Por implicação civitas, o nível base de pertença política a uma sociedade, a condição de cidadania, peca por se encontrar suprimida de conteúdo; daí a extensiva utilização dessa palavra por sociólogos e políticos contemporâneos, entre outros, na tentativa de esconder ou preencher o vazio.

Consequente e independentemente das unidades políticas que são mantidas, sendo estas identidades sócio-simbólicas[7], actualmente tanto a infra-estrutura de várias sociedades bem como a sua gerência são simultaneamente genéricas, a-politicas e objectivas; e a urbanização é o seu suporte, o derradeiro mecanismo de controlo do território e seus habitantes.

É por isso que podemos observar entre os EUA e a China, dois extremos simbolicamente opostos no imaginário social e politicamente definidos como opostos, o mesmo uso da urbs no seu sentido original enquanto a pré-condição ou a condição infra-estrutural de coabitação. A urbs vem permitir por um lado, integrar todos os ‘cidadãos’ numa civitas simbólica e exercer o seu controlo, e por outro lado, a livre gerência do território pela technè oikonomikè.

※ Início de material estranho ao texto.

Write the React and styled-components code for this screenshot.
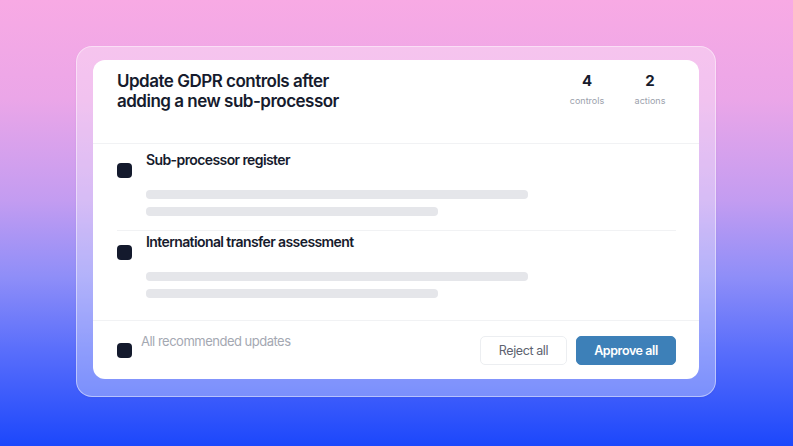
import React from "react";
import styled, { createGlobalStyle } from "styled-components";

const GlobalStyle = createGlobalStyle`
  html, body {
    margin: 0;
    padding: 0;
  }
  body {
    font-family: Inter, "Noto Sans", "Liberation Sans", sans-serif;
    -webkit-font-smoothing: antialiased;
  }
  * {
    box-sizing: border-box;
  }
`;

const Page = styled.div`
  width: 793px;
  height: 446px;
  padding: 46px 0 0 76px;
  display: flex;
  align-items: flex-start;
  background: linear-gradient(
    180deg,
    #f8aae4 0%,
    #eba6e8 22%,
    #c39cf1 45%,
    #8f8ef8 62%,
    #5b6ffb 78%,
    #1c47fb 100%
  );
  overflow: hidden;
`;

const Frame = styled.div`
  width: 640px;
  height: 351px;
  padding: 14px 17px 18px;
  border-radius: 16px;
  background: rgba(255, 255, 255, 0.32);
  border: 1px solid rgba(255, 255, 255, 0.45);
  box-shadow: 0 1px 2px rgba(60, 40, 140, 0.08);
`;

const Card = styled.div`
  width: 606px;
  height: 319px;
  margin-left: -1px;
  margin-top: -1px;
  background: #ffffff;
  border-radius: 12px;
  display: flex;
  flex-direction: column;
  overflow: hidden;
`;

const Header = styled.div`
  height: 84px;
  padding: 11px 24px 0;
  display: flex;
  justify-content: space-between;
  align-items: flex-start;
  border-bottom: 1px solid #f1f2f4;
  flex-shrink: 0;
`;

const Title = styled.h1`
  margin: 0;
  font-size: 17px;
  line-height: 20px;
  font-weight: 600;
  color: #161b2d;
  letter-spacing: -0.5px;
`;

const Stats = styled.div`
  display: flex;
  gap: 13px;
  padding-top: 1px;
`;

const Stat = styled.div`
  width: 50px;
  display: flex;
  flex-direction: column;
  align-items: center;
`;

const StatValue = styled.div`
  font-size: 15px;
  line-height: 18px;
  font-weight: 700;
  color: #161b2d;
`;

const StatLabel = styled.div`
  margin-top: 5px;
  font-size: 9px;
  line-height: 11px;
  color: #9ca1ac;
`;

const List = styled.div`
  padding: 5px 23px 8px 24px;
  border-bottom: 1px solid #f1f2f4;
  flex-shrink: 0;
`;

const Item = styled.div`
  display: flex;
  gap: 14px;
  padding: 1px 0 14px;
  border-bottom: ${(p) => (p.$last ? "none" : "1px solid #f1f2f4")};
`;

const Checkbox = styled.div`
  width: 15px;
  height: 15px;
  border-radius: 4px;
  background: #141a2d;
  flex-shrink: 0;
  margin-top: ${(p) => p.$offset}px;
`;

const ItemBody = styled.div`
  display: flex;
  flex-direction: column;
`;

const ItemTitle = styled.div`
  font-size: 14px;
  line-height: 20px;
  font-weight: 600;
  color: #161b2d;
  letter-spacing: -0.6px;
  margin-bottom: 20px;
`;

const Bar = styled.div`
  width: ${(p) => p.$w}px;
  height: 9px;
  border-radius: 4px;
  background: #e5e6ea;
  & + & {
    margin-top: 8px;
  }
`;

const Footer = styled.div`
  flex: 1;
  padding: 0 23px 0 24px;
  display: flex;
  justify-content: space-between;
  align-items: flex-start;
`;

const SelectAll = styled.div`
  display: flex;
  gap: 9px;
  align-items: flex-start;
`;

const SelectLabel = styled.div`
  margin-top: 12px;
  font-size: 13px;
  line-height: 17px;
  letter-spacing: -0.5px;
  color: #a4a8b2;
`;

const Actions = styled.div`
  display: flex;
  gap: 9px;
  margin-top: 15px;
`;

const Button = styled.button`
  height: 29px;
  width: ${(p) => p.$w}px;
  padding: 0;
  border-radius: 5px;
  font-family: inherit;
  font-size: 12.5px;
  letter-spacing: -0.4px;
  font-weight: ${(p) => (p.$primary ? 600 : 400)};
  cursor: pointer;
  border: 1px solid ${(p) => (p.$primary ? "#3d80b8" : "#eceef1")};
  background: ${(p) => (p.$primary ? "#3d80b8" : "#ffffff")};
  color: ${(p) => (p.$primary ? "#ffffff" : "#5d6270")};
`;

const items = [
  { title: "Sub-processor register" },
  { title: "International transfer assessment" },
];

export default function App() {
  return (
    <>
      <GlobalStyle />
      <Page>
        <Frame>
          <Card>
            <Header>
              <Title>
                Update GDPR controls after
                <br />
                adding a new sub-processor
              </Title>
              <Stats>
                <Stat>
                  <StatValue>4</StatValue>
                  <StatLabel>controls</StatLabel>
                </Stat>
                <Stat>
                  <StatValue>2</StatValue>
                  <StatLabel>actions</StatLabel>
                </Stat>
              </Stats>
            </Header>
            <List>
              {items.map((item, i) => (
                <Item key={item.title} $last={i === items.length - 1}>
                  <Checkbox $offset={13} />
                  <ItemBody>
                    <ItemTitle>{item.title}</ItemTitle>
                    <Bar $w={382} />
                    <Bar $w={292} />
                  </ItemBody>
                </Item>
              ))}
            </List>
            <Footer>
              <SelectAll>
                <Checkbox $offset={22} />
                <SelectLabel>All recommended updates</SelectLabel>
              </SelectAll>
              <Actions>
                <Button $w={87}>Reject all</Button>
                <Button $w={100} $primary>
                  Approve all
                </Button>
              </Actions>
            </Footer>
          </Card>
        </Frame>
      </Page>
    </>
  );
}
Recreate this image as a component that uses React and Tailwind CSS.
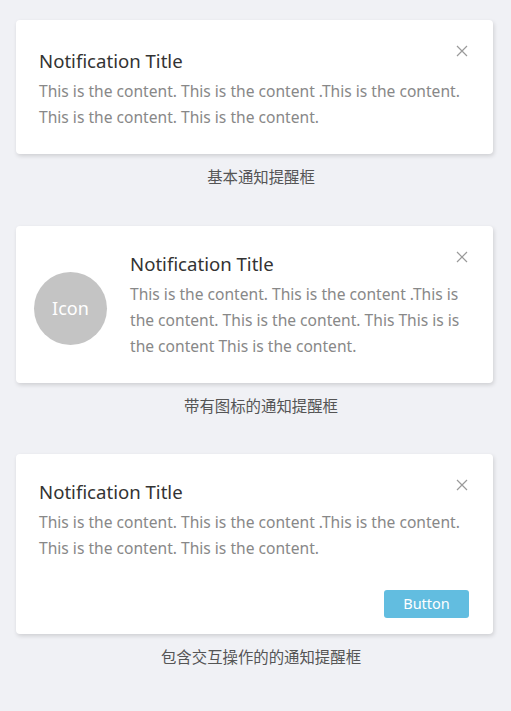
const font = { fontFamily: '"Noto Sans", "Noto Sans CJK SC", sans-serif' };

function CloseIcon() {
  return (
    <svg
      className="absolute right-[25px] top-[25px] h-3 w-3"
      viewBox="0 0 12 12"
      fill="none"
      stroke="#9a9a9a"
      strokeWidth="1.2"
    >
      <path d="M1 1l10 10M11 1L1 11" />
    </svg>
  );
}

function Title() {
  return <h3 className="text-[18.6px] leading-[26px] text-[#333]">Notification Title</h3>;
}

function Body({ children }) {
  return <p className="mt-1 text-[15.6px] leading-[26px] text-[#888]">{children}</p>;
}

function Caption({ children }) {
  return <p className="mt-[14px] pl-[11px] text-center text-[15.4px] leading-5 text-[#555]">{children}</p>;
}

const card = 'relative mx-[16px] w-[477px] rounded-[4px] bg-white shadow-[1px_2px_4px_rgba(0,0,0,0.14)]';

export default function App() {
  return (
    <div className="min-h-[711px] w-[511px] bg-[#f0f1f5] pt-[20px]" style={font}>
      <div className={`${card} pl-[23px] pr-[25px] pt-[28px] pb-[24px]`}>
        <CloseIcon />
        <Title />
        <Body>
          This is the content. This is the content .This is the content. This is the content. This is the
          content.
        </Body>
      </div>
      <Caption>基本通知提醒框</Caption>

      <div className={`${card} mt-[38px] flex items-center pl-[18px] pr-[25px] pt-[25px] pb-[24px]`}>
        <CloseIcon />
        <div className="mt-[7px] flex h-[73px] w-[73px] shrink-0 items-center justify-center rounded-full bg-[#c4c4c4] text-[18px] text-white">
          Icon
        </div>
        <div className="ml-[23px] min-w-0 flex-1">
          <Title />
          <Body>
            This is the content. This is the content .This is the content. This is the content. This This is
            is the content This is the content.
          </Body>
        </div>
      </div>
      <Caption>带有图标的通知提醒框</Caption>

      <div className={`${card} mt-[37px] pl-[23px] pr-[24px] pt-[25px] pb-[16px]`}>
        <CloseIcon />
        <Title />
        <Body>
          This is the content. This is the content .This is the content. This is the content. This is the
          content.
        </Body>
        <div className="mt-[29px] flex justify-end">
          <button className="h-[28px] w-[85px] rounded-[3px] bg-[#62bde0] text-[14.5px] text-white">Button</button>
        </div>
      </div>
      <Caption>包含交互操作的的通知提醒框</Caption>
    </div>
  );
}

Através da urbs todo o lugar é domesticado para a gerência privada da sociedade.

Consequentemente, diria que Chomsky está apenas em parte certo, pois quem define a diferença entre maus e bons não são principalmente os EUA ou o Bloco Ocidental, mas sim, a infra-estrutura, a gerência do mundo como uma casa. Quem é terrorista é pois quem é contra esse despotismo infra-estrutural, é quem é contra a urbs, é quem procura autonomia.

Face a isto, concordo com o que Rahul Srivastava escreve a propósito da luta pela autonomia de direitos dos Kolis no Dharavi, em Mumbai, Índia, que é o seguinte:

At the end of the day the triumph of Koliwada-Dharavi will be a triumph of Dharavi as a whole.”[8]

O que está em jogo nesta luta não é apenas a defesa da qualidade de vida de uma etnia, programa em si infrutífero dada a infra-estrutura dos problemas, mas sim, e mais importante, o esboçar de uma alternativa à pertença na urbz, um projecto de autonomia.

Neste processo purgam-se retóricas, ‘quem é o terrorista?’, ‘quem é cidadão?’, ‘qual é a cidade e qual a não-cidade?’. Invertem-se as dicotomias, por um lado, o terrorista, aquele que exerce terror, é a gerência económica da sociedade através do estado, por outro, o cidadão esfuma-se e todo o vazio da concha da cidadania é exposto, sendo substituído por uma comunidade política que luta por objectivos concretos.

Neste processo exercita-se o abolir da distinção entre cidade e favela, ambas são formas de coabitação e ocupação do território, ambas são cidade, não há ambas, não há uma autêntica diferença entre duas formas de fazer cidade a não ser a produzida qualitativamente pelos que governam o espaço urbano.

Onde este processo dará, o que dele resultará, não sei dizer. Haverá sempre o precipício do falhanço tão definido pelos vários projectos deste género, inaugurados na década de 1970 em várias ‘não-cidades’ da América latina. No entanto, talvez este projecto, o do Koliwada-Dharavi, traga consigo outras lições, talvez um melhor entendimento de como construir um projecto de autonomia na oikos capitalista de hoje em dia.

Se pensarmos na urbs como a pele desse corpo monstruoso[9] que é o capitalismo, então qualquer buraco, ferida, ilha nessa contínua pele inscreverá uma possibilidade de autonomia, a possibilidade de voltar a integrar o político no coabitar.

Incertezas à parte, o certo é que a presente gerência económica do coabitar sempre necessitará de terrorismo.



[1] Entrevista a Noam Chomsky por Evan Solomon, acerca do livro "Hegemony or Survival: America's Quest for Global Dominance". http://www.youtube.com/watch?v=10rTPSSmOFw&feature=related

[2] Pier Vittorio Aureli, “The possibility of an absolute architecture”, MIT 2011, p. 3

[3] Ibid., p.4

[4] Ibid., p 5

[5] Ibid., p. 20

[6] Ibid., p. 27

[7] Proponho que identidade socio-simbolica seja entendida como uma imagem que gera simbolismos, ou seja, uma imagem-ideia que se aporta ao imaginário social de dada sociedade. Descritivamente pode ter uma função semelhante à das imagens-ideias no mapeamento cerebral, não são em si verdades, mas sim sínteses e interpretações de experiências ou coisas às quais pretendemos aceder de forma imediata.

[8] http://dharavi.org/index.php?title=C.Communities_%26_Nagars_of_Dharavi/Koliwada

[9] “This capital-flesh oppresses us, but we are stuck within it. We hate it, but we are also compelled to love it, because we depend upon it for sustenance, and we cannot live without it. Understood according to the order of first causes, sub specie aeternitatis as Spinoza would have it, capital is parasitic upon the labor of the multitude. But existentially and experientially, the situation is rather the reverse: we are parasites on the monstrous body of Capital.”